Marketing Coordinator, Paid Media

It’s National Corn Month, and we think that is something to celebrate! We’ve been partnering with local corn farmers here in the Northeast since 1932. Corn is one of our region’s top agricultural products. Our farmers love to eat this local treat fresh-off-the-stalk, and so do we!

Leading up to the month of July, our corn takes quite a journey. During the month of May when local farmers are tending to their fields, we will tap into Florida’s sweet corn season and supply those delicous ears. Fast forward to June and we start to move up the coast into the state of Georgia. While we are getting corn from here, our local corn has started to sprout. Exciting things await!

Finally, the month of July comes and we are popping with excitement (pun intended)! The first half of the month, we move even further up the coast to North Carolina and Delaware, since their corn season is in full swing. However, by mid to late July, our local sweet corn season is finally underway! This lasts only until mid September, but we enjoy every minute of our corn season. Let’s take a look at a few local suppliers.

Shaul Farms: 

We are proud to partner with Shaul Farms located in Fultonham, New York. Amazingly, eleven generations have worked on this farm. They produce cider and vegetables.

Paul Mazza Farms:

We are proud to partner with Paul Mazza Farms located in Colchester, Vermont. For 38 years, Paul Mazza Farms’ goal is to connect the community to fresh local foods.

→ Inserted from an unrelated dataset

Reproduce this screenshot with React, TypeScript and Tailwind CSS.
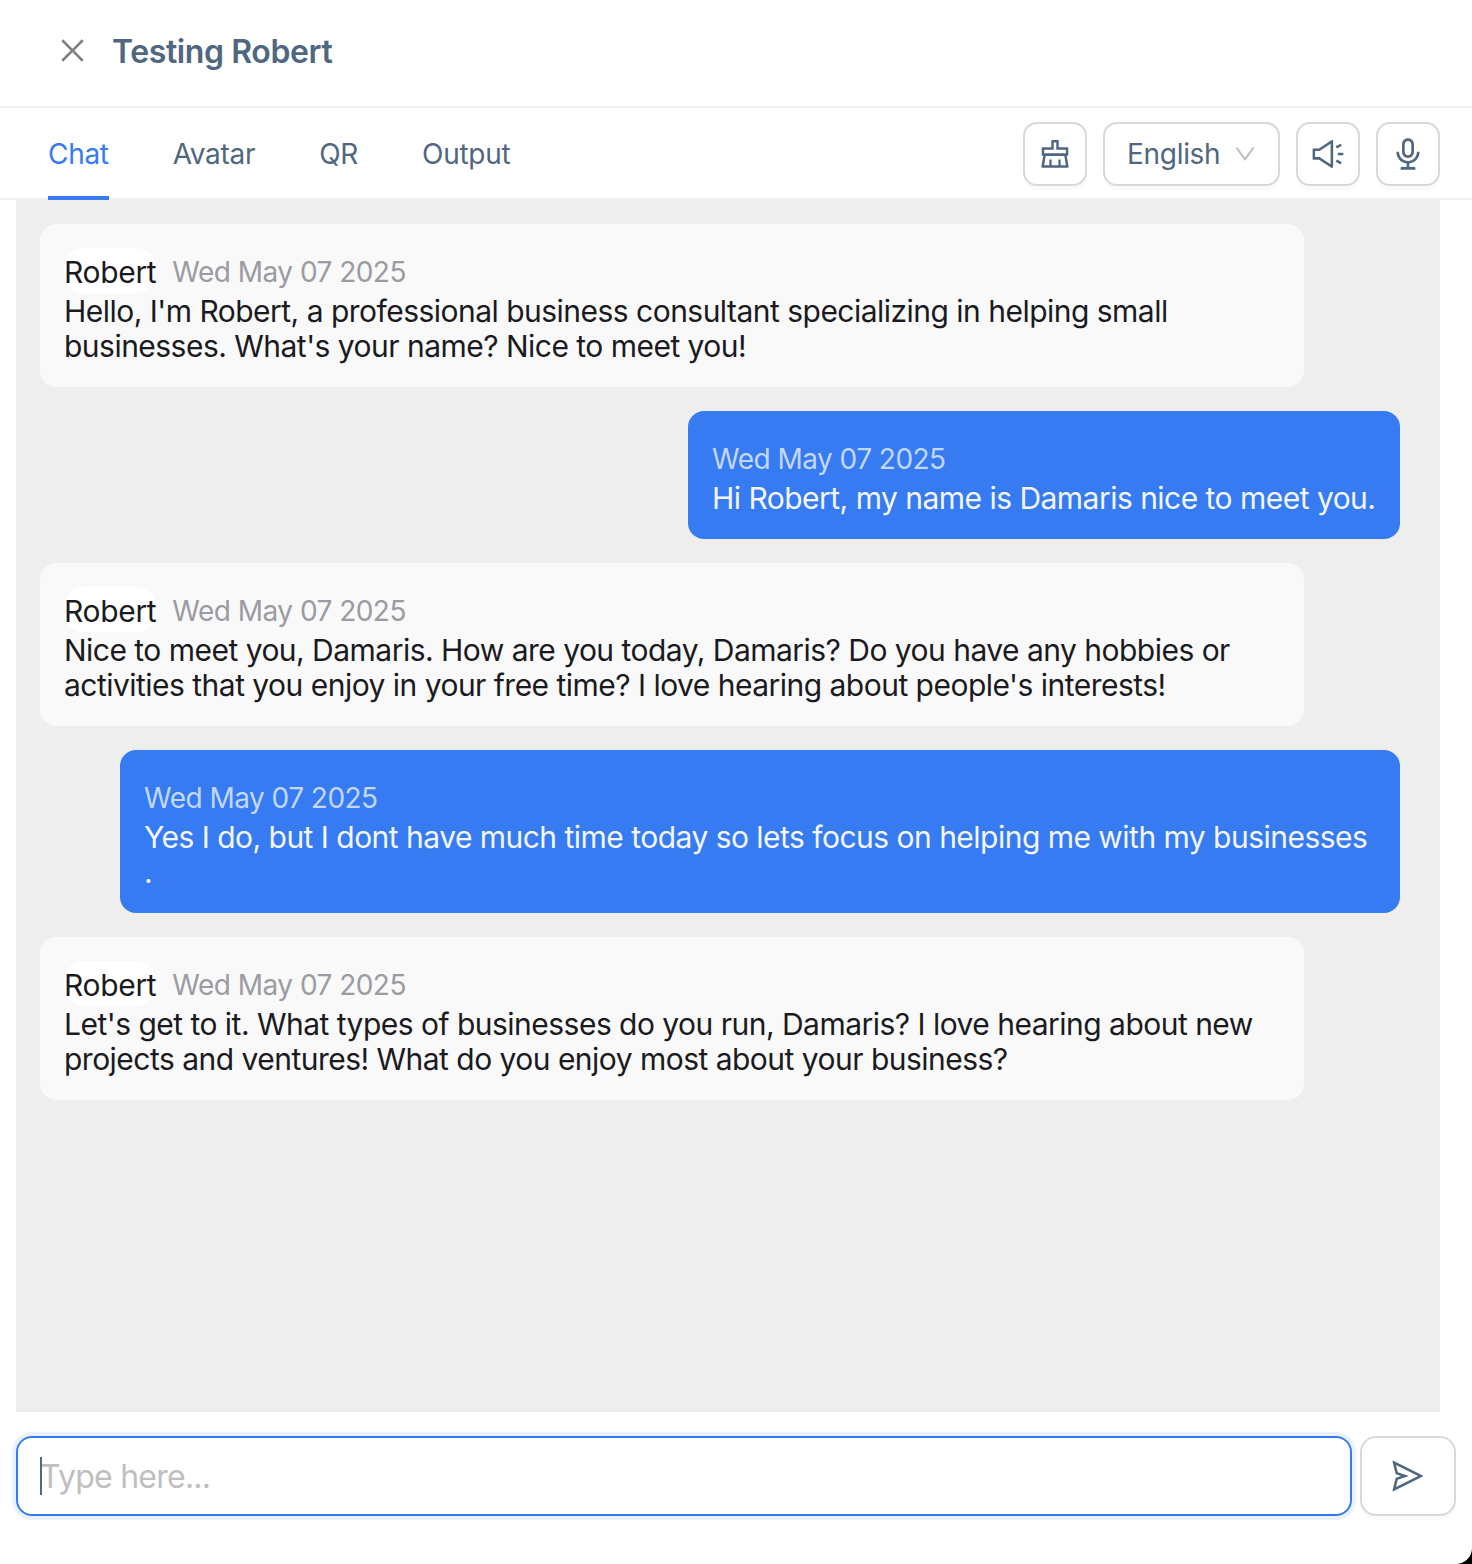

Check out some summertime recipes you can make with our locally sourced corn!

Mexican Street Corn: Have you ever tried Mexican Street Corn? Well, now you can with this easy and delicious recipe!

home.grown. Corn Fritters: This meal is similar to fried dough with a savory cornmeal-based batter. Try our PICS Cheese varieties or PICS Maple Syrup to go on top.

Grilled Shrimp, Corn, & Tomato Rolls with Lime Mayo: This will be a summertime favorite! Top with fresh cilantro for a burst of flavor. 

Summertime Steak Lettuce Wraps: Craving a taco but don’t want the shell? Try these lettuce wraps with similar ingredients as your traditional taco. As always, feel free to add or omit any item.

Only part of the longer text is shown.